Dataset extract

start

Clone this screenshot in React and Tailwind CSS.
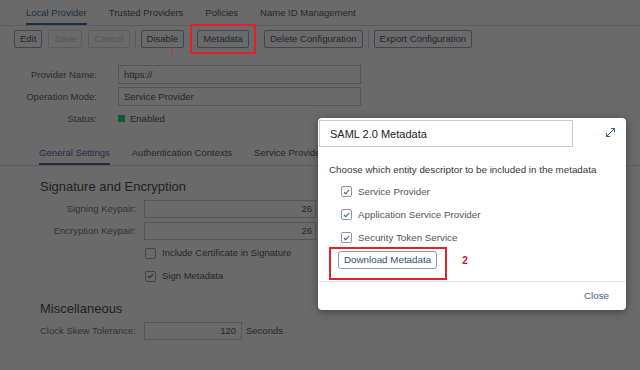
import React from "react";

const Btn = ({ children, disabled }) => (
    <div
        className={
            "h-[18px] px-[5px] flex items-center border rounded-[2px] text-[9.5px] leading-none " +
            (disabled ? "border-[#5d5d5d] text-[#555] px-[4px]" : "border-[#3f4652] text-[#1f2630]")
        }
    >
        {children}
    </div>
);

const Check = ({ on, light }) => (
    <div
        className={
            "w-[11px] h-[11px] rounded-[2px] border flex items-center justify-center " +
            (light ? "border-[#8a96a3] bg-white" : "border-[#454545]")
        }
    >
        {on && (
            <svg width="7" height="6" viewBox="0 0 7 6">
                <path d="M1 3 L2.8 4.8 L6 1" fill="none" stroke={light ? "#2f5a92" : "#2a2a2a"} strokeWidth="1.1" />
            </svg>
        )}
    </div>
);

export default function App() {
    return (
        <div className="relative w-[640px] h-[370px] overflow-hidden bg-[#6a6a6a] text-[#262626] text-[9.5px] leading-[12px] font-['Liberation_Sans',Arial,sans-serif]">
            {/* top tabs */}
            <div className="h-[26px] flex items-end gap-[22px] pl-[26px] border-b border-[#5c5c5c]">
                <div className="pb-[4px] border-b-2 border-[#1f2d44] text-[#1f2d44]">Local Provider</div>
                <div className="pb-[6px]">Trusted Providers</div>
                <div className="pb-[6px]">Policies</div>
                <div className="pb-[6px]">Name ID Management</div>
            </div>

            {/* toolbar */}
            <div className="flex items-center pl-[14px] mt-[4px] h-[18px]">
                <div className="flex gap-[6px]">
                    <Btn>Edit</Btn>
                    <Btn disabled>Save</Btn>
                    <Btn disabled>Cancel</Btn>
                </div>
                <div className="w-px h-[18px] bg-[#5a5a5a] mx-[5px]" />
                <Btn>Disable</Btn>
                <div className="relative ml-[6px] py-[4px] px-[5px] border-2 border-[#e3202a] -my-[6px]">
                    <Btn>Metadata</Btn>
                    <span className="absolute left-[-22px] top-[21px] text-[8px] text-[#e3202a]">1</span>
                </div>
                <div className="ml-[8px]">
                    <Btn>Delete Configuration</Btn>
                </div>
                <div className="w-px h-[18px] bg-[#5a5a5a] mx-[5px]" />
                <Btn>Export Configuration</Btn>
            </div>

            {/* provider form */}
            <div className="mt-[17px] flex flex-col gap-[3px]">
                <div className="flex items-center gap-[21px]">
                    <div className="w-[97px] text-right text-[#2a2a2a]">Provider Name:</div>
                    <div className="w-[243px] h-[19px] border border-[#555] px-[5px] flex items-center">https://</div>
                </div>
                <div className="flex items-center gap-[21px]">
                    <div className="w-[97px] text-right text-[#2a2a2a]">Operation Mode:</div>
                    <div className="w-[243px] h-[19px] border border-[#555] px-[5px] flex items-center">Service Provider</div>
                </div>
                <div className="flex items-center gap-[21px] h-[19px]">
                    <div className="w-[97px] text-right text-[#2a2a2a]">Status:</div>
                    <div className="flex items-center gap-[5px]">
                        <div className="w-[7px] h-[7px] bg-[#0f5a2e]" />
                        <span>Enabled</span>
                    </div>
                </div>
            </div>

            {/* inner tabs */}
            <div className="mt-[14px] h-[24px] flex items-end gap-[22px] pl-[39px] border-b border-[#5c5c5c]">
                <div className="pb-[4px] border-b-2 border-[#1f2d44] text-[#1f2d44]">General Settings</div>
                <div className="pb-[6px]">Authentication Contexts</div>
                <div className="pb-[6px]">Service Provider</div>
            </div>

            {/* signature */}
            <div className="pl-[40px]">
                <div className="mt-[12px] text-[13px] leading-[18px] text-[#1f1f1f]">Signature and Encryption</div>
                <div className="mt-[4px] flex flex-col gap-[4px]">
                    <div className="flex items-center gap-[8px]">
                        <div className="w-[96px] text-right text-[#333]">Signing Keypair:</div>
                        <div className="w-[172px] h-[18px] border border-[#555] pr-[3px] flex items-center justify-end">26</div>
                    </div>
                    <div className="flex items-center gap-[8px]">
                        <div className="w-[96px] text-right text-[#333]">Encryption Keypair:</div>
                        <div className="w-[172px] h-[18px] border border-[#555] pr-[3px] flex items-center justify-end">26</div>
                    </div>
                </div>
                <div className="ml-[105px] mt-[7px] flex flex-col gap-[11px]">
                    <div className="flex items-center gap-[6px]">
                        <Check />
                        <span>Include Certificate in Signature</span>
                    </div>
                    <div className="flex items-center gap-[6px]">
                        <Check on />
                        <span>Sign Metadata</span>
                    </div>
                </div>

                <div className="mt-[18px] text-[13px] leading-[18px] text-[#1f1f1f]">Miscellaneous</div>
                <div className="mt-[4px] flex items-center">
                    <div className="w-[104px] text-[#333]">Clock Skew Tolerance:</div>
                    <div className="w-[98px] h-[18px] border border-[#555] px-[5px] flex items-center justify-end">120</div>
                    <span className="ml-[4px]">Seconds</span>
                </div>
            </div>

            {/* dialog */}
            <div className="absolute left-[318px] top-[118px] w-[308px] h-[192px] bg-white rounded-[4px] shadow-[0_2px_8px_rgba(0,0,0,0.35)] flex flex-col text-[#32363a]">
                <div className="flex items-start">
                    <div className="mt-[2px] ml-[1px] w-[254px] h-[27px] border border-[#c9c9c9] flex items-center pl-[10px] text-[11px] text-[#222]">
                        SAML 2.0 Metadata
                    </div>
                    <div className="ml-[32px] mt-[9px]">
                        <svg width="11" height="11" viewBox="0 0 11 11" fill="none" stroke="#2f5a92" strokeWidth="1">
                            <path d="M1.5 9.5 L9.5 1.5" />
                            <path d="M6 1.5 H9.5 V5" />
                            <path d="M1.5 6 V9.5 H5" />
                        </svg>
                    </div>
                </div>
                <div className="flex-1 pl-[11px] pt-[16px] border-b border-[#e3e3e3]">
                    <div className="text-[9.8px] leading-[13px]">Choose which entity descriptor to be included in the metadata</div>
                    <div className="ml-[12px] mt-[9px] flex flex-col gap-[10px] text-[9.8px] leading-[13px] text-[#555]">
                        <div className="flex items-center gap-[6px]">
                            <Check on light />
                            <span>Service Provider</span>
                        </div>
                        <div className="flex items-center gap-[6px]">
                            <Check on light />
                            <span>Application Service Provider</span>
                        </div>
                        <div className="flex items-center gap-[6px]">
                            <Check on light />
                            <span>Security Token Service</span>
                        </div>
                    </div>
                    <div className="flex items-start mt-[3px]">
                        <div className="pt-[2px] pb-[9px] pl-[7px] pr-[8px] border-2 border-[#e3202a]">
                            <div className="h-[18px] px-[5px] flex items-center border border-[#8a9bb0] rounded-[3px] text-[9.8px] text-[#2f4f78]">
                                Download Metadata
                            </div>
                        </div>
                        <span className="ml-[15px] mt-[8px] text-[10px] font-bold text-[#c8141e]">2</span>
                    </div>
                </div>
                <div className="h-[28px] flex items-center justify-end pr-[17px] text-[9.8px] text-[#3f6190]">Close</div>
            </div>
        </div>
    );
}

end

What the task requires
All of the material above is to be copied exactly, except for its images.

Written answer
Clone this screenshot in React and Tailwind CSS.
import React from "react";

const Btn = ({ children, disabled }) => (
    <div
        className={
            "h-[18px] px-[5px] flex items-center border rounded-[2px] text-[9.5px] leading-none " +
            (disabled ? "border-[#5d5d5d] text-[#555] px-[4px]" : "border-[#3f4652] text-[#1f2630]")
        }
    >
        {children}
    </div>
);

const Check = ({ on, light }) => (
    <div
        className={
            "w-[11px] h-[11px] rounded-[2px] border flex items-center justify-center " +
            (light ? "border-[#8a96a3] bg-white" : "border-[#454545]")
        }
    >
        {on && (
            <svg width="7" height="6" viewBox="0 0 7 6">
                <path d="M1 3 L2.8 4.8 L6 1" fill="none" stroke={light ? "#2f5a92" : "#2a2a2a"} strokeWidth="1.1" />
            </svg>
        )}
    </div>
);

export default function App() {
    return (
        <div className="relative w-[640px] h-[370px] overflow-hidden bg-[#6a6a6a] text-[#262626] text-[9.5px] leading-[12px] font-['Liberation_Sans',Arial,sans-serif]">
            {/* top tabs */}
            <div className="h-[26px] flex items-end gap-[22px] pl-[26px] border-b border-[#5c5c5c]">
                <div className="pb-[4px] border-b-2 border-[#1f2d44] text-[#1f2d44]">Local Provider</div>
                <div className="pb-[6px]">Trusted Providers</div>
                <div className="pb-[6px]">Policies</div>
                <div className="pb-[6px]">Name ID Management</div>
            </div>

            {/* toolbar */}
            <div className="flex items-center pl-[14px] mt-[4px] h-[18px]">
                <div className="flex gap-[6px]">
                    <Btn>Edit</Btn>
                    <Btn disabled>Save</Btn>
                    <Btn disabled>Cancel</Btn>
                </div>
                <div className="w-px h-[18px] bg-[#5a5a5a] mx-[5px]" />
                <Btn>Disable</Btn>
                <div className="relative ml-[6px] py-[4px] px-[5px] border-2 border-[#e3202a] -my-[6px]">
                    <Btn>Metadata</Btn>
                    <span className="absolute left-[-22px] top-[21px] text-[8px] text-[#e3202a]">1</span>
                </div>
                <div className="ml-[8px]">
                    <Btn>Delete Configuration</Btn>
                </div>
                <div className="w-px h-[18px] bg-[#5a5a5a] mx-[5px]" />
                <Btn>Export Configuration</Btn>
            </div>

            {/* provider form */}
            <div className="mt-[17px] flex flex-col gap-[3px]">
                <div className="flex items-center gap-[21px]">
                    <div className="w-[97px] text-right text-[#2a2a2a]">Provider Name:</div>
                    <div className="w-[243px] h-[19px] border border-[#555] px-[5px] flex items-center">https://</div>
                </div>
                <div className="flex items-center gap-[21px]">
                    <div className="w-[97px] text-right text-[#2a2a2a]">Operation Mode:</div>
                    <div className="w-[243px] h-[19px] border border-[#555] px-[5px] flex items-center">Service Provider</div>
                </div>
                <div className="flex items-center gap-[21px] h-[19px]">
                    <div className="w-[97px] text-right text-[#2a2a2a]">Status:</div>
                    <div className="flex items-center gap-[5px]">
                        <div className="w-[7px] h-[7px] bg-[#0f5a2e]" />
                        <span>Enabled</span>
                    </div>
                </div>
            </div>

            {/* inner tabs */}
            <div className="mt-[14px] h-[24px] flex items-end gap-[22px] pl-[39px] border-b border-[#5c5c5c]">
                <div className="pb-[4px] border-b-2 border-[#1f2d44] text-[#1f2d44]">General Settings</div>
                <div className="pb-[6px]">Authentication Contexts</div>
                <div className="pb-[6px]">Service Provider</div>
            </div>

            {/* signature */}
            <div className="pl-[40px]">
                <div className="mt-[12px] text-[13px] leading-[18px] text-[#1f1f1f]">Signature and Encryption</div>
                <div className="mt-[4px] flex flex-col gap-[4px]">
                    <div className="flex items-center gap-[8px]">
                        <div className="w-[96px] text-right text-[#333]">Signing Keypair:</div>
                        <div className="w-[172px] h-[18px] border border-[#555] pr-[3px] flex items-center justify-end">26</div>
                    </div>
                    <div className="flex items-center gap-[8px]">
                        <div className="w-[96px] text-right text-[#333]">Encryption Keypair:</div>
                        <div className="w-[172px] h-[18px] border border-[#555] pr-[3px] flex items-center justify-end">26</div>
                    </div>
                </div>
                <div className="ml-[105px] mt-[7px] flex flex-col gap-[11px]">
                    <div className="flex items-center gap-[6px]">
                        <Check />
                        <span>Include Certificate in Signature</span>
                    </div>
                    <div className="flex items-center gap-[6px]">
                        <Check on />
                        <span>Sign Metadata</span>
                    </div>
                </div>

                <div className="mt-[18px] text-[13px] leading-[18px] text-[#1f1f1f]">Miscellaneous</div>
                <div className="mt-[4px] flex items-center">
                    <div className="w-[104px] text-[#333]">Clock Skew Tolerance:</div>
                    <div className="w-[98px] h-[18px] border border-[#555] px-[5px] flex items-center justify-end">120</div>
                    <span className="ml-[4px]">Seconds</span>
                </div>
            </div>

            {/* dialog */}
            <div className="absolute left-[318px] top-[118px] w-[308px] h-[192px] bg-white rounded-[4px] shadow-[0_2px_8px_rgba(0,0,0,0.35)] flex flex-col text-[#32363a]">
                <div className="flex items-start">
                    <div className="mt-[2px] ml-[1px] w-[254px] h-[27px] border border-[#c9c9c9] flex items-center pl-[10px] text-[11px] text-[#222]">
                        SAML 2.0 Metadata
                    </div>
                    <div className="ml-[32px] mt-[9px]">
                        <svg width="11" height="11" viewBox="0 0 11 11" fill="none" stroke="#2f5a92" strokeWidth="1">
                            <path d="M1.5 9.5 L9.5 1.5" />
                            <path d="M6 1.5 H9.5 V5" />
                            <path d="M1.5 6 V9.5 H5" />
                        </svg>
                    </div>
                </div>
                <div className="flex-1 pl-[11px] pt-[16px] border-b border-[#e3e3e3]">
                    <div className="text-[9.8px] leading-[13px]">Choose which entity descriptor to be included in the metadata</div>
                    <div className="ml-[12px] mt-[9px] flex flex-col gap-[10px] text-[9.8px] leading-[13px] text-[#555]">
                        <div className="flex items-center gap-[6px]">
                            <Check on light />
                            <span>Service Provider</span>
                        </div>
                        <div className="flex items-center gap-[6px]">
                            <Check on light />
                            <span>Application Service Provider</span>
                        </div>
                        <div className="flex items-center gap-[6px]">
                            <Check on light />
                            <span>Security Token Service</span>
                        </div>
                    </div>
                    <div className="flex items-start mt-[3px]">
                        <div className="pt-[2px] pb-[9px] pl-[7px] pr-[8px] border-2 border-[#e3202a]">
                            <div className="h-[18px] px-[5px] flex items-center border border-[#8a9bb0] rounded-[3px] text-[9.8px] text-[#2f4f78]">
                                Download Metadata
                            </div>
                        </div>
                        <span className="ml-[15px] mt-[8px] text-[10px] font-bold text-[#c8141e]">2</span>
                    </div>
                </div>
                <div className="h-[28px] flex items-center justify-end pr-[17px] text-[9.8px] text-[#3f6190]">Close</div>
            </div>
        </div>
    );
}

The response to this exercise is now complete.